The alien attack on the desert launching site in "Earth Versus The Flying Saucers" could have been based on reports Major Keyhoe had received concerning multiple UFO sightings near the "White Sands Proving Ground" in New Mexico: the place where much of America's early rocket experimentation took place. According to the newly discovered MJ-12 documents, however, UFOs did more than just fly around over the New Mexico desert. One document indicates that U.S. test-launches of captured German V-2 rockets were actually interfered with by UFOs. One particularly stunning memo was addressed to a Lieutenant-General Nathan Twining. The memo, dated 8 July 1947, ordered the general to proceed to White Sands and evaluate reports of a captured UFO. The tone of the memo also suggests that the White Sands facility was in something close to an uproar; with allegations that a Military Policeman had committed suicide. The full-story surrounding these new MJ-12 documents will be found in the upcoming book "The Secret: Evidence That We Are Not Alone" by Robert and Ryan Wood.
One of the most well-regarded science fiction movies of the 1950s was the film "This Island Earth." Although I have seen it at least a dozen times, it is the sort of motion picture that can offer new revelations with every viewing. I have identified four different elements within it that are also part of contemporary ufology:
1. Humans abducted by aliens, (a la Budd Hopkins and Dr. John Mack.)
2. A flying saucer parked in a concealed hangar dug into the side of a hill, (alleged to be a reality at Area 51.)
3. Secret alien bases at various places on Earth, (the Dulce, New Mexico underground alien base, UFO bases alleged to be beneath the ice of Antarctica, and underwater bases off the coast of Puerto Rico.)

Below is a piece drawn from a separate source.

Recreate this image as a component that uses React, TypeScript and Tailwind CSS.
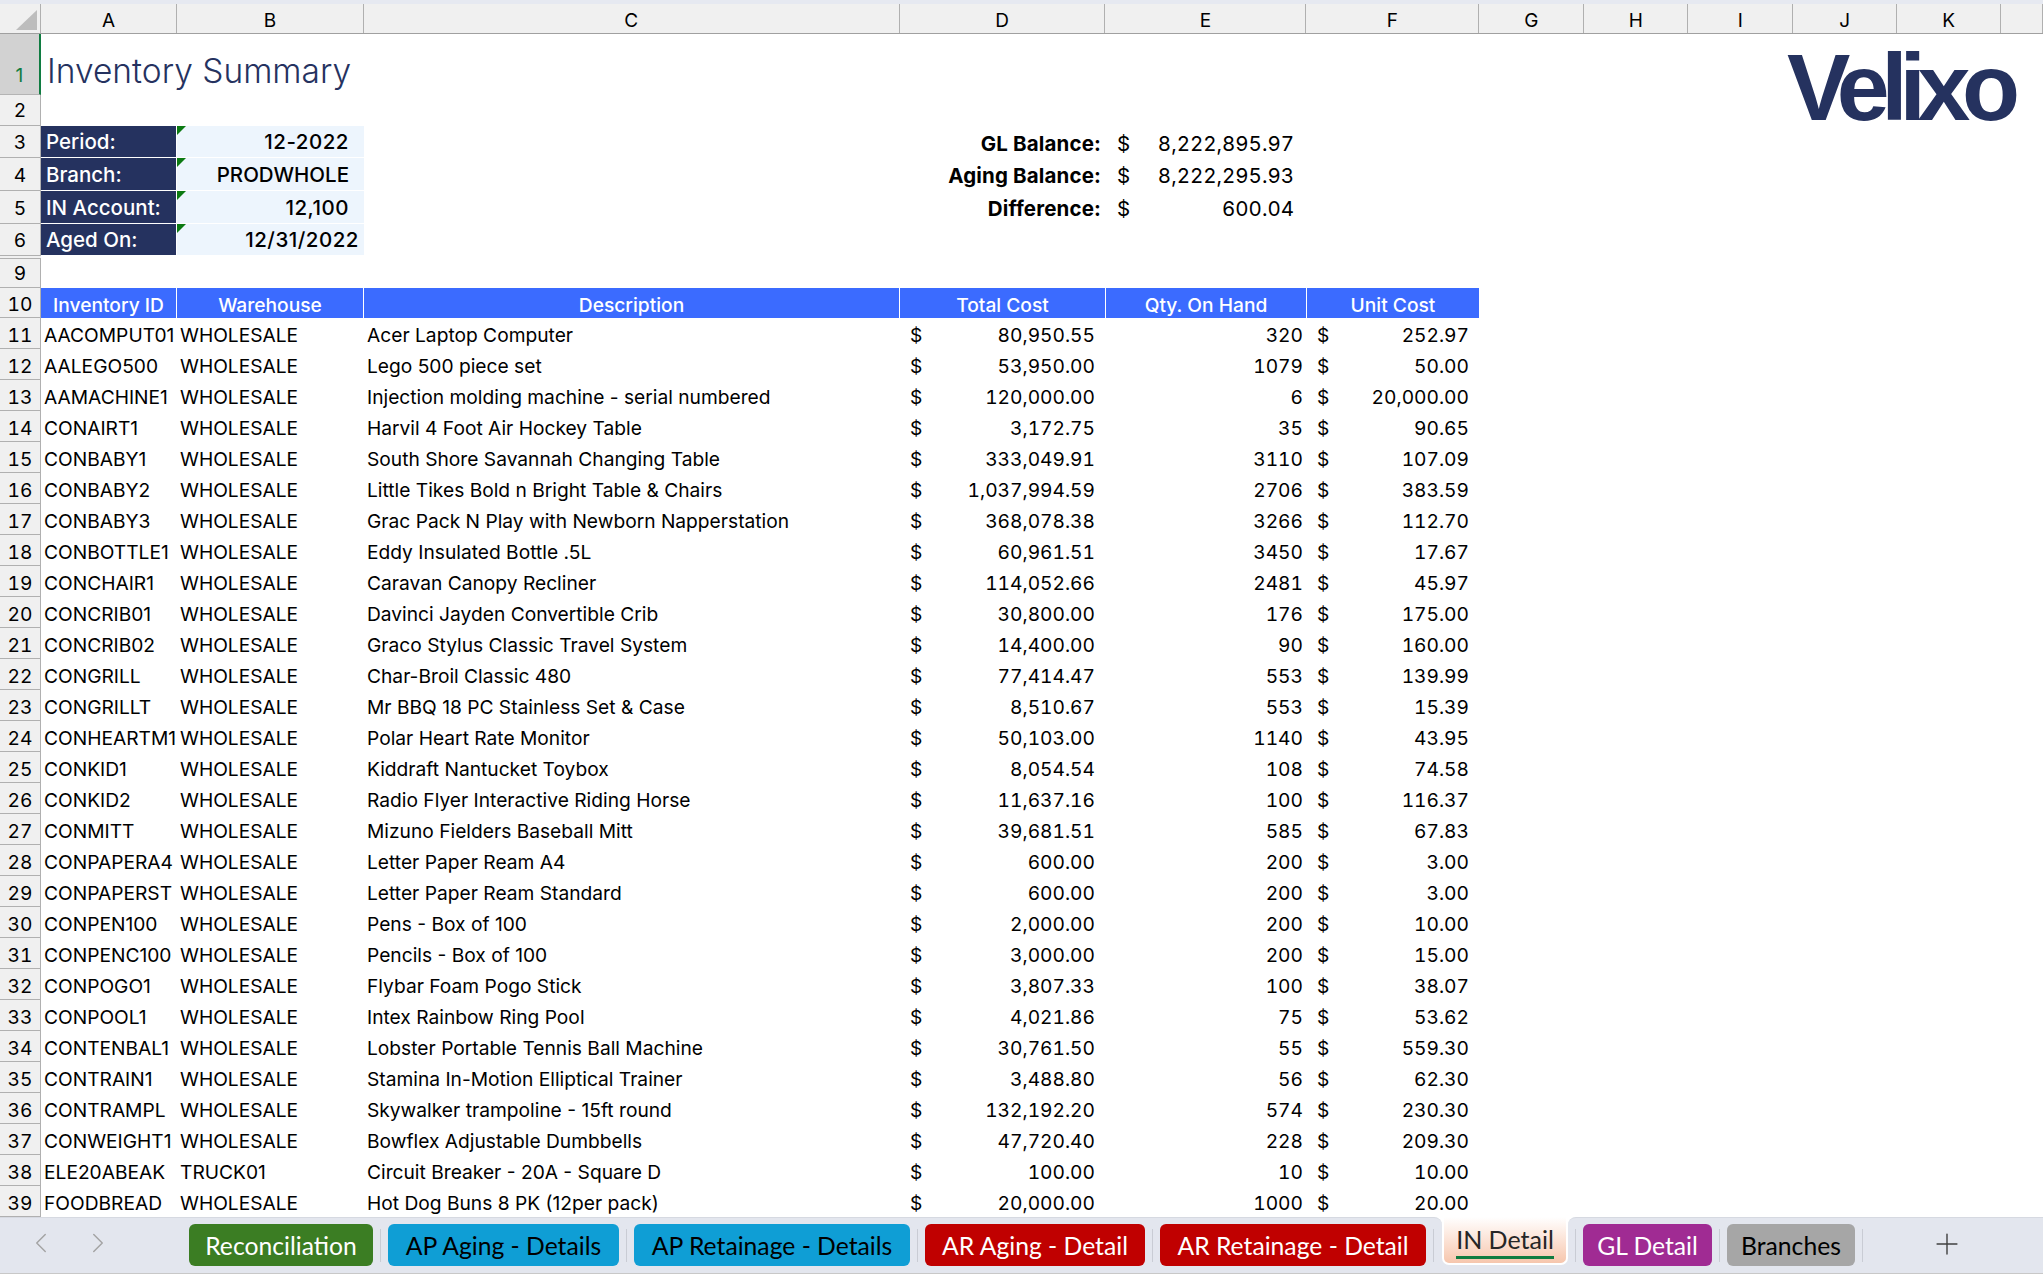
import { ChevronLeft, ChevronRight, Plus } from "lucide-react"

const ROW = "grid grid-cols-[41px_136px_187px_536px_206px_201px_173px]"

const columns = [
  { label: "A", className: "w-[136px]" },
  { label: "B", className: "w-[187px]" },
  { label: "C", className: "w-[536px]" },
  { label: "D", className: "w-[206px]" },
  { label: "E", className: "w-[201px]" },
  { label: "F", className: "w-[173px]" },
  { label: "G", className: "w-[105px]" },
  { label: "H", className: "w-[104px]" },
  { label: "I", className: "w-[105px]" },
  { label: "J", className: "w-[104px]" },
  { label: "K", className: "w-[104px]" },
  { label: "", className: "w-[42px]" },
]

const summary = [
  { row: 3, h: "h-[32px]", label: "Period:", value: "12-2022", pad: "pr-[15px] tracking-[0.5px]", balance: "GL Balance:", amount: "8,222,895.97" },
  { row: 4, h: "h-[33px]", label: "Branch:", value: "PRODWHOLE", pad: "pr-[15px]", balance: "Aging Balance:", amount: "8,222,295.93" },
  { row: 5, h: "h-[33px]", label: "IN Account:", value: "12,100", pad: "pr-[15px] tracking-[0.5px]", balance: "Difference:", amount: "600.04" },
  { row: 6, h: "h-[32px]", label: "Aged On:", value: "12/31/2022", pad: "pr-[5px] tracking-[0.5px]", balance: "", amount: "" },
]

const items = [
  ["AACOMPUT01", "WHOLESALE", "Acer Laptop Computer", "80,950.55", "320", "252.97"],
  ["AALEGO500", "WHOLESALE", "Lego 500 piece set", "53,950.00", "1079", "50.00"],
  ["AAMACHINE1", "WHOLESALE", "Injection molding machine - serial numbered", "120,000.00", "6", "20,000.00"],
  ["CONAIRT1", "WHOLESALE", "Harvil 4 Foot Air Hockey Table", "3,172.75", "35", "90.65"],
  ["CONBABY1", "WHOLESALE", "South Shore Savannah Changing Table", "333,049.91", "3110", "107.09"],
  ["CONBABY2", "WHOLESALE", "Little Tikes Bold n Bright Table & Chairs", "1,037,994.59", "2706", "383.59"],
  ["CONBABY3", "WHOLESALE", "Grac Pack N Play with Newborn Napperstation", "368,078.38", "3266", "112.70"],
  ["CONBOTTLE1", "WHOLESALE", "Eddy Insulated Bottle .5L", "60,961.51", "3450", "17.67"],
  ["CONCHAIR1", "WHOLESALE", "Caravan Canopy Recliner", "114,052.66", "2481", "45.97"],
  ["CONCRIB01", "WHOLESALE", "Davinci Jayden Convertible Crib", "30,800.00", "176", "175.00"],
  ["CONCRIB02", "WHOLESALE", "Graco Stylus Classic Travel System", "14,400.00", "90", "160.00"],
  ["CONGRILL", "WHOLESALE", "Char-Broil Classic 480", "77,414.47", "553", "139.99"],
  ["CONGRILLT", "WHOLESALE", "Mr BBQ 18 PC Stainless Set & Case", "8,510.67", "553", "15.39"],
  ["CONHEARTM1", "WHOLESALE", "Polar Heart Rate Monitor", "50,103.00", "1140", "43.95"],
  ["CONKID1", "WHOLESALE", "Kiddraft Nantucket Toybox", "8,054.54", "108", "74.58"],
  ["CONKID2", "WHOLESALE", "Radio Flyer Interactive Riding Horse", "11,637.16", "100", "116.37"],
  ["CONMITT", "WHOLESALE", "Mizuno Fielders Baseball Mitt", "39,681.51", "585", "67.83"],
  ["CONPAPERA4", "WHOLESALE", "Letter Paper Ream A4", "600.00", "200", "3.00"],
  ["CONPAPERST", "WHOLESALE", "Letter Paper Ream Standard", "600.00", "200", "3.00"],
  ["CONPEN100", "WHOLESALE", "Pens - Box of 100", "2,000.00", "200", "10.00"],
  ["CONPENC100", "WHOLESALE", "Pencils - Box of 100", "3,000.00", "200", "15.00"],
  ["CONPOGO1", "WHOLESALE", "Flybar Foam Pogo Stick", "3,807.33", "100", "38.07"],
  ["CONPOOL1", "WHOLESALE", "Intex Rainbow Ring Pool", "4,021.86", "75", "53.62"],
  ["CONTENBAL1", "WHOLESALE", "Lobster Portable Tennis Ball Machine", "30,761.50", "55", "559.30"],
  ["CONTRAIN1", "WHOLESALE", "Stamina In-Motion Elliptical Trainer", "3,488.80", "56", "62.30"],
  ["CONTRAMPL", "WHOLESALE", "Skywalker trampoline - 15ft round", "132,192.20", "574", "230.30"],
  ["CONWEIGHT1", "WHOLESALE", "Bowflex Adjustable Dumbbells", "47,720.40", "228", "209.30"],
  ["ELE20ABEAK", "TRUCK01", "Circuit Breaker - 20A - Square D", "100.00", "10", "10.00"],
  ["FOODBREAD", "WHOLESALE", "Hot Dog Buns 8 PK (12per pack)", "20,000.00", "1000", "20.00"],
]

const leftTabs = [
  { label: "Reconciliation", className: "w-[184px] bg-[#3b7d23] text-white" },
  { label: "AP Aging - Details", className: "w-[231px] bg-[#0f9ed5] text-black" },
  { label: "AP Retainage - Details", className: "w-[276px] bg-[#0f9ed5] text-black" },
  { label: "AR Aging - Detail", className: "w-[220px] bg-[#c00000] text-white" },
  { label: "AR Retainage - Detail", className: "w-[266px] bg-[#c00000] text-white" },
]

const rightTabs = [
  { label: "GL Detail", className: "w-[129px] bg-[#a02b93] text-white" },
  { label: "Branches", className: "w-[128px] bg-[#a6a6a6] text-black" },
]

function RowNum({ n, low }: { n: number; low?: boolean }) {
  return (
    <div className={`flex items-end justify-center border-r border-b border-[#b0b0b0] bg-[#f0f0f0] tabular-nums ${low ? "pb-[3px]" : "pb-[5px]"}`}>
      {n}
    </div>
  )
}

function Tab({ label, className }: { label: string; className: string }) {
  return (
    <div className={`flex h-[42px] items-center justify-center rounded-[6px] pt-[3px] font-['Lato',sans-serif] text-[24.7px] ${className}`}>
      {label}
    </div>
  )
}

function Divider() {
  return <div className="mx-[7px] mt-[5px] h-[33px] w-px bg-[#c9ccd4]" />
}

export default function App() {
  return (
    <div className="relative flex h-[1274px] w-[2043px] flex-col overflow-hidden bg-white font-['Inter',sans-serif] text-[19.2px] leading-none text-black">
      <div className="h-[4px] bg-[#e6e9f1]" />

      {/* column letters */}
      <div className="flex h-[30px] border-b border-[#a0a0a0] bg-[#f0f0f0]">
        <div className="flex w-[41px] items-end justify-end border-r border-[#b0b0b0] pr-[3px] pb-[3px]">
          <div className="h-[20px] w-[21px] bg-[#bdbdbd] [clip-path:polygon(100%_0,100%_100%,0_100%)]" />
        </div>
        {columns.map((col) => (
          <div key={col.label} className={`flex items-center justify-center border-r border-[#b0b0b0] pt-[3px] text-[19px] ${col.className}`}>
            {col.label}
          </div>
        ))}
      </div>

      {/* logo floats over the cells */}
      <div className="absolute top-[40px] left-[1787px] font-['Liberation_Sans',sans-serif] text-[95px] leading-[1] font-bold tracking-[-8.3px] text-[#25325f]">
        Velixo
      </div>

      <div className={`${ROW} h-[61px]`}>
        <div className="flex items-end justify-center border-r-2 border-b border-r-[#107c41] border-b-[#b4b4b4] bg-[#d2d2d2] pb-[9px] text-[#107c41]">1</div>
        <div className="col-span-3 pt-[17px] pl-[6px] text-[33.5px] leading-[1.2] font-light text-[#25325f]">Inventory Summary</div>
      </div>
      <div className={`${ROW} h-[31px]`}>
        <RowNum n={2} />
      </div>

      {summary.map((s) => (
        <div key={s.row} className={`${ROW} ${s.h} text-[20.5px]`}>
          <div className="grid text-[19.2px]">
            <RowNum n={s.row} />
          </div>
          <div className="flex items-center border-r border-b border-white bg-[#25325f] pt-[2px] pl-[5px] font-medium text-white">{s.label}</div>
          <div className={`relative flex items-center justify-end border-b border-white bg-[#edf5fd] pt-[2px] font-medium ${s.pad}`}>
            <div className="absolute top-0 left-0 size-[9px] bg-[#0c7a12] [clip-path:polygon(0_0,100%_0,0_100%)]" />
            {s.value}
          </div>
          <div />
          <div className="flex items-center justify-end pt-[4px] pr-[5px] font-bold tracking-[0.15px]">{s.balance}</div>
          {s.amount && (
            <div className="flex items-center justify-between pt-[4px] pr-[13px] pl-[11px] tabular-nums">
              <span>$</span>
              <span>{s.amount}</span>
            </div>
          )}
        </div>
      ))}

      <div className={`${ROW} h-[32px]`}>
        <div className="flex flex-col bg-[#f0f0f0]">
          <div className="h-[2px]" />
          <div className="flex flex-1 items-end justify-center border-t border-r border-b border-[#b0b0b0] pb-[4px]">9</div>
        </div>
      </div>

      <div className={`${ROW} h-[30px]`}>
        <RowNum n={10} low />
        {["Inventory ID", "Warehouse", "Description", "Total Cost", "Qty. On Hand", "Unit Cost"].map((h) => (
          <div key={h} className="flex items-end justify-center border-r border-white bg-[#3b6bff] pb-[3px] font-medium text-white">
            {h}
          </div>
        ))}
      </div>

      {items.map((item, i) => (
        <div key={item[0]} className={`${ROW} h-[31px]`}>
          <RowNum n={i + 11} low />
          <div className="flex items-end overflow-hidden pb-[4px] pl-[3px] whitespace-nowrap">{item[0]}</div>
          <div className="flex items-end pb-[4px] pl-[3px]">{item[1]}</div>
          <div className="flex items-end pb-[4px] pl-[3px]">{item[2]}</div>
          <div className="flex items-end justify-between pr-[11px] pb-[4px] pl-[10px] tabular-nums">
            <span>$</span>
            <span>{item[3]}</span>
          </div>
          <div className="flex items-end justify-end pr-[4px] pb-[4px] tabular-nums">{item[4]}</div>
          <div className="flex items-end justify-between pr-[11px] pb-[4px] pl-[10px] tabular-nums">
            <span>$</span>
            <span>{item[5]}</span>
          </div>
        </div>
      ))}

      {/* sheet tabs */}
      <div className="flex h-[57px] flex-none">
        <div className="flex w-[1442px] rounded-tr-[8px] border-t border-b border-t-[#d6d9e1] border-b-[#c8c8c8] bg-[#e3e6ee] pt-[6px]">
          <div className="flex w-[189px] gap-[23px] pt-[2px] pl-[24px] text-[#a3a3a3]">
            <ChevronLeft size={34} strokeWidth={1} />
            <ChevronRight size={34} strokeWidth={1} />
          </div>
          {leftTabs.map((t, i) => (
            <div key={t.label} className="flex">
              {i > 0 && <Divider />}
              <Tab {...t} />
            </div>
          ))}
          <Divider />
        </div>
        <div className="flex w-[126px] flex-col border-b border-[#c8c8c8] bg-[#e3e6ee]">
          <div className="flex h-[48px] flex-col items-center rounded-b-[7px] border-x-2 border-b-2 border-white bg-gradient-to-b from-white to-[#f6c6ad]">
            <div className="flex h-[39px] items-center pt-[6px] font-['Lato',sans-serif] text-[25px] text-[#262626]">IN Detail</div>
            <div className="h-[3px] w-[98px] bg-[#107c41]" />
          </div>
        </div>
        <div className="flex flex-1 rounded-tl-[8px] border-t border-b border-t-[#d6d9e1] border-b-[#c8c8c8] bg-[#e3e6ee] pt-[6px]">
          <Divider />
          <Tab {...rightTabs[0]} />
          <Divider />
          <Tab {...rightTabs[1]} />
          <Divider />
          <div className="ml-[60px] pt-[3px] text-[#404040]">
            <Plus size={34} strokeWidth={1} />
          </div>
        </div>
      </div>
    </div>
  )
}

4. Alien technology being covertly introduced into a commercial research laboratory in the United States, (the late Col. Corso's allegations that technology from crashed UFOs at Roswell, New Mexico was secretly transferred to Bell Labs by the U.S. government.)
During my most recent viewing of "This Island Earth," I was stunned to realize that the design of the small "Zagon" spaceships, (seen only briefly in the film), was almost identical to that of the Lockheed-Martin F-117A stealth fighter. The resemblance is truly uncanny - and also a bit eerie! The final-design of the stealth fighter would not achieved until more than twenty-years after the movie's release.
Is modern-day science fiction the stepchild of ufology, or vice-versa? Regrettably, that question may never be answered. The evidence presented here could be interpreted to support either position. Some have speculated that the genre of science fiction is being used to channel truths too controversial to be represented as such publicly. Others suspect that ufology itself is frequently tainted by deliberate disinformation; skillfully planted to create confusion and foster doubt as to the reality of UFOs and other things. Perhaps all we can do is heed the advice offered at the conclusion of that memorable sci-fi flick of the 1950s - "The Thing": "Watch The Skies! Keep Looking! Keep Watching The Skies!"